Bowen warns that Scotia has hit difficult growth phase
Sabrina Gordon, Business Reporter
Scotia Group Jamaica said Tuesday that the bank has hit a phase in its growth cycle beyond which it is difficult to add market share.
Still, president and CEO Bruce Bowen said the group is targeting new products and expansion of its loan book as a way to build momentum.
"If you look at our market share overall, it tends to be between 30 and 40 per cent," he said at a briefing on the Scotia Group's second quarter results.
The bank's growth strategy will therefore target areas of the business whose market share falls below the 30-40 per cent range.
The building society subsidiary, for example, has a 12 per cent share of the mortgage loan market among building societies, according to Bank of Jamaica data for the December 2011 quarter.
"... It is a little easier for us to get to that natural market share than to take an already 30 to 40 per cent market share and grow it beyond that, because there is a maximum market share beyond which it is very hard to grow," said Bowen.
Scotia Group reported total operating revenue of $7.79 billion for the second quarter ended April 30, representing an increase of 4 per cent year on year. Profit for the quarter fell marginally to J$2.7 billion in the review period from J$2.8 billion in the April 2011 quarter.
The majority of the revenue growth, said Bowen, came from the insurance subsidiary, alongside some growth in loans.
"We have over 700,000 individual customers and we have to make sure that we are satisfying all their financial needs, and so we are trying to make the experience of dealing with the bank, insurance and brokerage companies a much more seamless experience," said Bowen.
Going forward, the bank president cited mortgage loans and the SME market, as well as insurance and investment as areas with growth potential.

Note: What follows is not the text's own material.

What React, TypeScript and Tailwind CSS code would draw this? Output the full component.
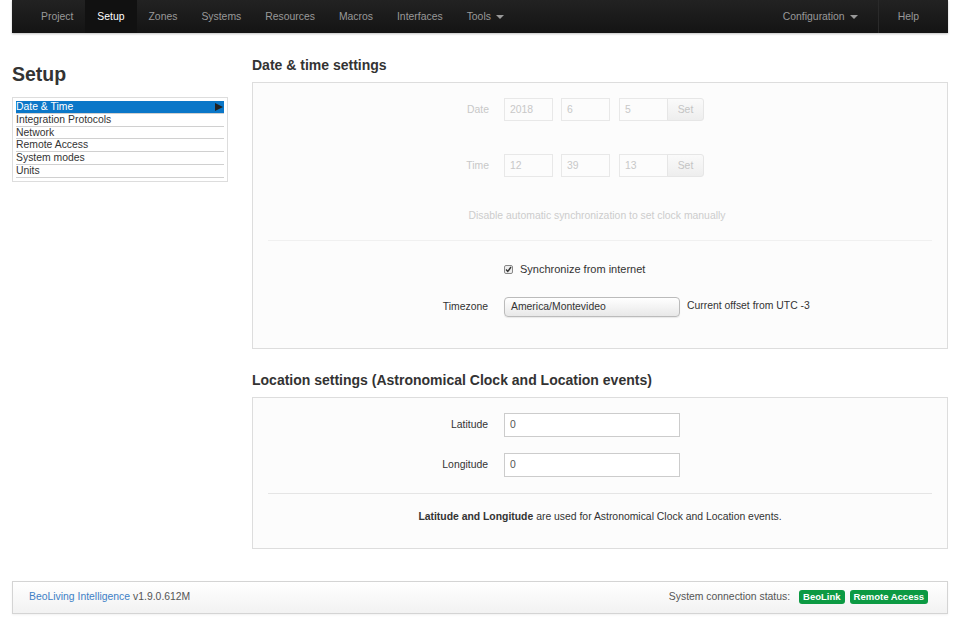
import React from "react";

const font = { fontFamily: '"Liberation Sans", Arial, sans-serif' };

function Caret() {
  return <span className="inline-block ml-[5px] align-middle border-t-[4px] border-t-current border-x-[4px] border-x-transparent w-0 h-0" />;
}

function NavItem({ label, active, caret }: { label: string; active?: boolean; caret?: boolean }) {
  return (
    <div
      className={
        "h-full flex items-center px-[12px] " +
        (active ? "bg-[#111111] text-white" : "text-[#999999]")
      }
    >
      {label}
      {caret && <Caret />}
    </div>
  );
}

function DisabledInput({ v }: { v: string }) {
  return (
    <div className="w-[49px] h-[23px] border border-[#e8e8e8] bg-[#fcfcfc] text-[#c8c8c8] pl-[5px] flex items-center text-[10.4px]">
      {v}
    </div>
  );
}

function DateRow({ label, vals }: { label: string; vals: string[] }) {
  return (
    <div className="flex items-center">
      <div className="w-[236px] text-right text-[#c8c8c8] text-[10.4px]">{label}</div>
      <div className="ml-[15px] flex items-center">
        <DisabledInput v={vals[0]} />
        <div className="w-[8px]" />
        <DisabledInput v={vals[1]} />
        <div className="w-[9px]" />
        <DisabledInput v={vals[2]} />
        <div className="w-[37px] h-[23px] border border-[#e6e6e6] rounded-r-[3px] bg-gradient-to-b from-[#fafafa] to-[#eeeeee] text-[#c4c4c4] flex items-center justify-center text-[10.4px] -ml-px">
          Set
        </div>
      </div>
    </div>
  );
}

export default function App() {
  const items = ["Date & Time", "Integration Protocols", "Network", "Remote Access", "System modes", "Units"];
  return (
    <div style={font} className="w-[958px] h-[626px] bg-white text-[#333333] overflow-hidden">
      {/* Navbar */}
      <div className="ml-[12px] w-[936px] h-[33px] bg-gradient-to-b from-[#222222] to-[#141414] flex items-stretch text-[10.4px] shadow-[0_1px_2px_rgba(0,0,0,0.25)]">
        <div className="flex items-stretch pl-[17px]">
          <NavItem label="Project" />
          <NavItem label="Setup" active />
          <NavItem label="Zones" />
          <NavItem label="Systems" />
          <NavItem label="Resources" />
          <NavItem label="Macros" />
          <NavItem label="Interfaces" />
          <NavItem label="Tools" caret />
        </div>
        <div className="flex-1" />
        <div className="flex items-stretch">
          <div className="h-full flex items-center px-[12px] text-[#999999] mr-[8px]">
            Configuration
            <Caret />
          </div>
          <div className="w-px bg-[#0c0c0c] border-r border-r-[#2a2a2a]" />
          <div className="h-full flex items-center pl-[19px] pr-[29px] text-[#999999]">Help</div>
        </div>
      </div>

      {/* Main */}
      <div className="ml-[12px] w-[936px] flex">
        {/* Sidebar */}
        <div className="w-[216px] shrink-0">
          <div className="text-[19.5px] font-bold text-[#333333] mt-[29px] leading-[24px]">Setup</div>
          <div className="mt-[11px] border border-[#dddddd] px-[3px] pt-[3px] pb-[3px]">
            {items.map((it, i) => (
              <div
                key={it}
                className={
                  "h-[12.8px] leading-[12px] text-[10.4px] flex items-center justify-between border-b border-b-[#d0d0d0] " +
                  (i === 0 ? "bg-[#0b77c8] text-white" : "text-[#333333]")
                }
              >
                <span>{it}</span>
                {i === 0 && (
                  <span className="w-0 h-0 border-y-[4.5px] border-y-transparent border-l-[8px] border-l-[#222222] mr-[1px]" />
                )}
              </div>
            ))}
          </div>
        </div>

        {/* Content */}
        <div className="ml-[24px] flex-1">
          <div className="mt-[24px] text-[14px] font-bold leading-[17px] text-[#333333]">Date &amp; time settings</div>
          <div className="mt-[8px] border border-[#dddddd] bg-[#fcfcfc] pt-[15px] pb-[31px]">
            <DateRow label="Date" vals={["2018", "6", "5"]} />
            <div className="h-[33px]" />
            <DateRow label="Time" vals={["12", "39", "13"]} />
            <div className="mt-[32px] text-center text-[10.4px] text-[#cccccc] leading-[14px] pr-[6px]">
              Disable automatic synchronization to set clock manually
            </div>
            <div className="mx-[15px] mt-[17px] border-t border-t-[#f0f0f0]" />
            <div className="mt-[20px] flex items-center">
              <div className="w-[251px]" />
              <div className="w-[9px] h-[9px] border border-[#888888] rounded-[2px] bg-[#eeeeee] flex items-center justify-center">
                <svg width="7" height="7" viewBox="0 0 7 7">
                  <path d="M1 3.5 L2.8 5.5 L6 1" stroke="#333" strokeWidth="1.4" fill="none" />
                </svg>
              </div>
              <span className="ml-[7px] text-[11px] text-[#333333]">Synchronize from internet</span>
            </div>
            <div className="mt-[19px] flex items-center">
              <div className="w-[235px] text-right text-[10.4px] text-[#333333]">Timezone</div>
              <div className="ml-[16px] w-[176px] h-[20px] rounded-[4px] border border-[#bbbbbb] bg-gradient-to-b from-[#ffffff] to-[#e8e8e8] flex items-center pl-[6px] text-[10.4px] text-[#333333] shadow-[0_1px_1px_rgba(0,0,0,0.08)]">
                America/Montevideo
              </div>
              <div className="ml-[7px] text-[10.4px] text-[#333333] -mt-[2px]">Current offset from UTC -3</div>
            </div>
          </div>

          <div className="mt-[23px] text-[14px] font-bold leading-[17px] text-[#333333]">
            Location settings (Astronomical Clock and Location events)
          </div>
          <div className="mt-[8px] border border-[#dddddd] bg-[#fcfcfc] pt-[15px] pb-[24px]">
            <div className="flex items-center">
              <div className="w-[235px] text-right text-[10.4px] text-[#333333]">Latitude</div>
              <div className="ml-[16px] w-[176px] h-[24px] border border-[#cccccc] bg-white flex items-center pl-[5px] text-[10.4px] text-[#555555]">0</div>
            </div>
            <div className="mt-[16px] flex items-center">
              <div className="w-[235px] text-right text-[10.4px] text-[#333333]">Longitude</div>
              <div className="ml-[16px] w-[176px] h-[24px] border border-[#cccccc] bg-white flex items-center pl-[5px] text-[10.4px] text-[#555555]">0</div>
            </div>
            <div className="mx-[15px] mt-[16px] border-t border-t-[#e5e5e5]" />
            <div className="mt-[16px] text-center text-[10.4px] text-[#333333] leading-[14px]">
              <b>Latitude and Longitude</b> are used for Astronomical Clock and Location events.
            </div>
          </div>
        </div>
      </div>

      {/* Footer */}
      <div className="ml-[12px] w-[936px] mt-[32px] h-[33px] border border-[#d4d4d4] bg-gradient-to-b from-[#ffffff] to-[#f2f2f2] flex items-center px-[16px] text-[10.4px] shadow-[0_1px_2px_rgba(0,0,0,0.06)]">
        <span className="text-[#3d80c6]">BeoLiving Intelligence</span>
        <span className="ml-[3px] text-[#555555]">v1.9.0.612M</span>
        <div className="flex-1" />
        <span className="text-[#555555]">System connection status:</span>
        <span className="ml-[9px] px-[4px] h-[14px] flex items-center rounded-[3px] bg-[#0c9a43] text-white font-bold text-[9.5px]">BeoLink</span>
        <span className="ml-[5px] px-[4px] h-[14px] flex items-center rounded-[3px] bg-[#0c9a43] text-white font-bold text-[9.5px] mr-[3px]">Remote Access</span>
      </div>
    </div>
  );
}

"We have been growing our product line in insurance; we want to continue to build out our personal line on the insurance side," Bowen said.
Scotia Jamaica Life Insurance Company (SJLIC) continues to pursue a strategy of expanding its suite of products.
Earlier this year, the insurance company launched a funeral plan called Life Shelter, and a whole life plan called Life-time Security.
SJLIC also began distribution of a third-party product, Heritage Education, and hopes to bring additional products to the market in 2013.
"In relation to approved retirement scheme, which is a relatively new market segment, SJLIC is number one in terms of market share with 57 per cent. It's an area we will continue to focus on," said Hugh Reid, general manager for SJLIC.
"Indeed, we believe this is an area of unlimited potential as roughly eight out of every 10 Jamaicans have either no participation in superannuation fund or approved retirement scheme," he said.
The bank's wealth arm, Scotia Investment Jamaica Limited, already has three unit trust funds on the market and plans to launch new products, but did not disclose a timeline.
"We will continue to build off balance sheet and we now dominate the unit trust market with a 55 per cent market share," said Lissant Mitchell, chief executive officer of Scotia Investment Jamaica Limited.